Calculate Advertising Benefit Cost Ratio
Advertising is a must for your budding or established business to build or build upon brand recognition or entice an immediate action, like attendance to a special sale. Advertising presence in local newspapers, radio and television increases brand awareness while detailing your Unique Selling Position (USP)-what your company has to offer that no other does. Before you jump into the advertising pool, however, it's wise to weigh costs against the benefits, which is hard to do unless you at least put your toes in the water with a bit of advertising and see the sales potential.
Instructions
1. Set an advertising budget. This could be based on last year's budget, profits or unallocated funds.
2. Get advertising quotes from local radio, television and newspaper advertising representatives. See if they'll cut you a break on rates if you bundle or utilize web advertising as well.
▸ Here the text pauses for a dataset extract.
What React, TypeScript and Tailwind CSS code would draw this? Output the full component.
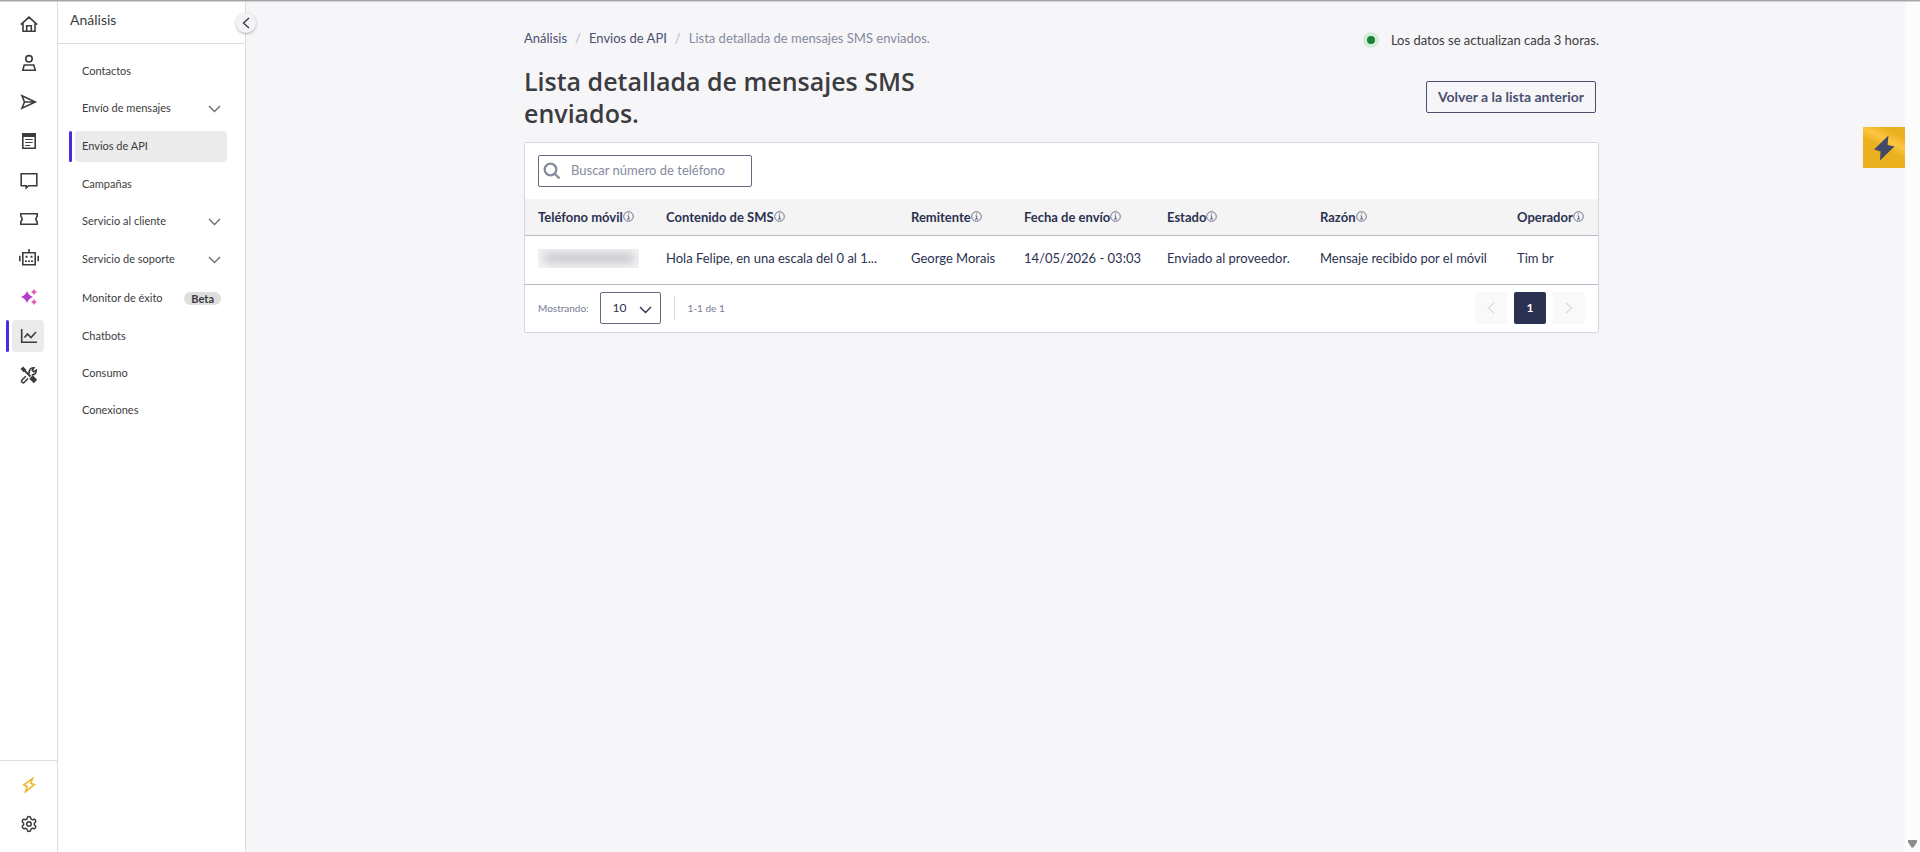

3. Determine your company's place in the market. Where do you sit in terms of inventory or sales volume compared to your competitors? Consider current advertising by your competitors and what media they are using.
4. Analyze the benefits of advertising. Consider current sales volume and if your current staff can handle more business. Recognize additional staff may need to be hired to deal with an increased customer base.
5. Pit advertising costs against current sales to see if it's affordable. If so, try a bit of advertising in each genre. If/when you see increased sales, ask customers if/where they saw your ad. If you notice your clientele prefers one source of advertising over another, put more money into that venue and cut back on the others.
6. Compare your advertising expenses to additional sales. The ratio should exceed "One," meaning you are making more money than you are spending. If so, continue advertising to build brand recognition and spread the word about special sales.